The Day of the Dead, known as “Día de los Muertos” in Spanish, is a traditional Mexican holiday celebrated to honor and remember deceased loved ones. The holiday is typically observed from October 31st to November 2nd.

Key features and traditions of the Day of the Dead include:

  1. Ofrendas (Altars): Families create ofrendas, which are colorful and elaborate altars that are set up in homes or cemeteries. These ofrendas are adorned with offerings, including marigolds, candles, incense, and the deceased person’s favorite foods, drinks, and mementos.
  2. Calaveras (Sugar Skulls): Sugar skulls are intricately decorated with colorful icing and are often inscribed with the names of deceased family members. They are a symbol of both death and the sweetness of life.
  3. Pan de Muerto (Bread of the Dead): A sweet, round bread decorated with bone-shaped pieces of dough, pan de muerto is a traditional bread baked and consumed during the holiday.
  4. Cempasúchil (Marigolds): These bright orange flowers are used to decorate ofrendas and graves. Their strong scent is believed to guide spirits back to the living world.
  5. Calacas and Catrinas: Calacas are whimsical, skeletal figures often used to depict daily life activities of the deceased. Catrinas are elegant, well-dressed female skeletons and have become an iconic representation of the holiday.
  6. Visiting Cemeteries: Families visit cemeteries to clean and decorate the graves of their loved ones. It’s a time for reflection, storytelling, and picnicking at the gravesite.
  7. Processions and Parades: Some regions in Mexico hold parades and processions featuring people in elaborate skull makeup and costumes. These events are often lively and festive.
  8. Music and Dance: Traditional Mexican music and dances are an integral part of the celebration. Mariachi bands and other musicians often perform at ofrendas and gatherings.

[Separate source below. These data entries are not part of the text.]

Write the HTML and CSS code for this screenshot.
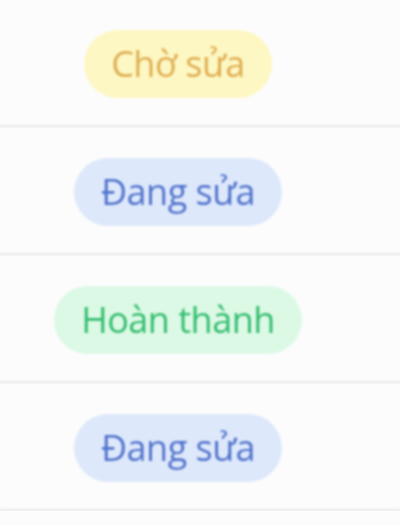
FILE: index.html
```html
<!DOCTYPE html>
<html lang="vi">
<head>
<meta charset="utf-8">
<link rel="stylesheet" href="styles.css">
</head>
<body>
<div class="table">
  <div class="row"><div class="cell"><span class="badge badge-waiting">Chờ sửa</span></div></div>
  <div class="row"><div class="cell"><span class="badge badge-progress">Đang sửa</span></div></div>
  <div class="row"><div class="cell"><span class="badge badge-done">Hoàn thành</span></div></div>
  <div class="row"><div class="cell"><span class="badge badge-progress">Đang sửa</span></div></div>
</div>
</body>
</html>
```
FILE: styles.css
```css
html, body {
  margin: 0;
  padding: 0;
  background: #fcfcfc;
  overflow: hidden;
}
body {
  font-family: "Open Sans", "Noto Sans", sans-serif;
}
.table {
  margin-top: -1px;
  filter: blur(1px);
}
.row {
  height: 126px;
  border-bottom: 2px solid #e5e6e6;
  display: flex;
  align-items: center;
}
.cell {
  width: 356px;
  display: flex;
  justify-content: center;
}
.badge {
  display: inline-flex;
  align-items: center;
  height: 68px;
  padding: 0 27px;
  border-radius: 34px;
  font-size: 36px;
  font-weight: 500;
  letter-spacing: -0.5px;
  margin-top: 3px;
}
.badge-waiting {
  background: #fdf7c3;
  color: #dfae52;
}
.badge-progress {
  background: #dde8fb;
  color: #5274cc;
}
.badge-done {
  background: #dcf9e6;
  color: #33bd6e;
}
```
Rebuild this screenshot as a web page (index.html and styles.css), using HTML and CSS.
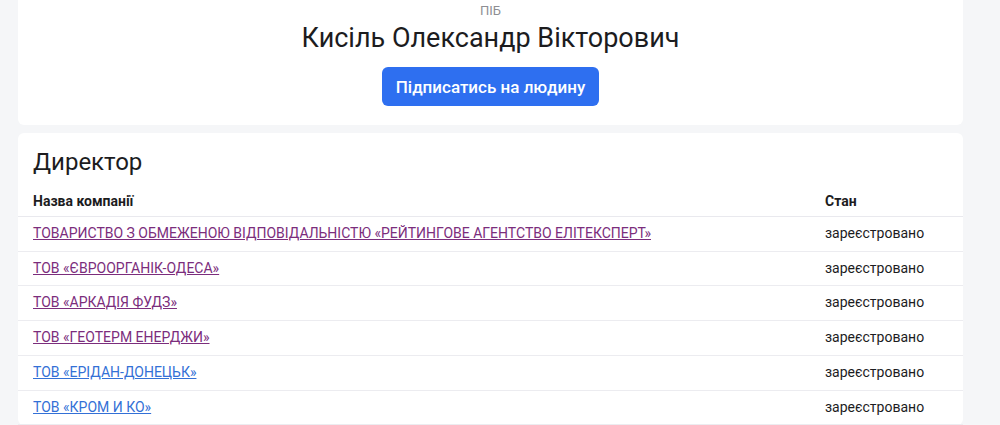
FILE: index.html
```html
<!DOCTYPE html>
<html lang="uk">
<head>
<meta charset="utf-8">
<link rel="stylesheet" href="styles.css">
</head>
<body>
<main class="page">
  <section class="card person">
    <div class="label">ПІБ</div>
    <h1 class="name">Кисіль Олександр Вікторович</h1>
    <button class="subscribe">Підписатись на людину</button>
  </section>
  <section class="card roles">
    <h2 class="role-title">Директор</h2>
    <table class="companies">
      <thead>
        <tr><th class="col-name">Назва компанії</th><th class="col-state">Стан</th></tr>
      </thead>
      <tbody>
        <tr><td><a class="visited" href="#">ТОВАРИСТВО З ОБМЕЖЕНОЮ ВІДПОВІДАЛЬНІСТЮ «РЕЙТИНГОВЕ АГЕНТСТВО ЕЛІТЕКСПЕРТ»</a></td><td>зареєстровано</td></tr>
        <tr><td><a class="visited" href="#">ТОВ «ЄВРООРГАНІК-ОДЕСА»</a></td><td>зареєстровано</td></tr>
        <tr><td><a class="visited" href="#">ТОВ «АРКАДІЯ ФУДЗ»</a></td><td>зареєстровано</td></tr>
        <tr><td><a class="visited" href="#">ТОВ «ГЕОТЕРМ ЕНЕРДЖИ»</a></td><td>зареєстровано</td></tr>
        <tr><td><a class="link" href="#">ТОВ «ЕРІДАН-ДОНЕЦЬК»</a></td><td>зареєстровано</td></tr>
        <tr><td><a class="link" href="#">ТОВ «КРОМ И КО»</a></td><td>зареєстровано</td></tr>
      </tbody>
    </table>
  </section>
</main>
</body>
</html>
```
FILE: styles.css
```css
html, body {
  margin: 0;
  padding: 0;
  background: #f5f6f8;
  font-family: Roboto, "Noto Sans", sans-serif;
  color: #1c1c1e;
}
.page {
  width: 945px;
  margin-left: 18px;
  display: flex;
  flex-direction: column;
  gap: 8px;
}
.card {
  background: #ffffff;
  border-radius: 6px;
}
.person {
  border-top-left-radius: 0;
  border-top-right-radius: 0;
  display: flex;
  flex-direction: column;
  align-items: center;
  padding: 3px 0 19px;
}
.label {
  font-size: 13px;
  line-height: 16px;
  color: #8e8e93;
}
.name {
  margin: 2px 0 12px;
  font-size: 27px;
  line-height: 34px;
  font-weight: 400;
  color: #1c1c1e;
}
.subscribe {
  font-family: inherit;
  font-size: 17px;
  font-weight: 500;
  color: #ffffff;
  background: #2e6ff0;
  border: none;
  border-radius: 6px;
  width: 217px;
  height: 39px;
  padding: 0;
}
.roles {
  padding-top: 14px;
}
.role-title {
  margin: 0 15px 7px;
  font-size: 24px;
  line-height: 30px;
  font-weight: 400;
}
.companies {
  width: 100%;
  border-collapse: collapse;
  font-size: 14px;
}
.companies th {
  text-align: left;
  font-weight: 700;
  padding: 8px 15px 6px;
  line-height: 18px;
  border-bottom: 1px solid #e9e9ee;
}
.companies td {
  padding: 8px 15px;
  line-height: 17.7px;
  border-bottom: 1px solid #ececf0;
}
.col-state {
  width: 123px;
}
.visited {
  color: #7b2d7c;
}
.link {
  color: #3370d6;
}
```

The Day of the Dead is a time for families to come together, celebrate the lives of those who have passed away, and offer them love, respect, and remembrance. It’s not a somber occasion but rather a festive and joyous one that celebrates the cycle of life and death. While it is most closely associated with Mexico, variations of the Day of the Dead are celebrated in other Latin American countries and among Hispanic communities around the world.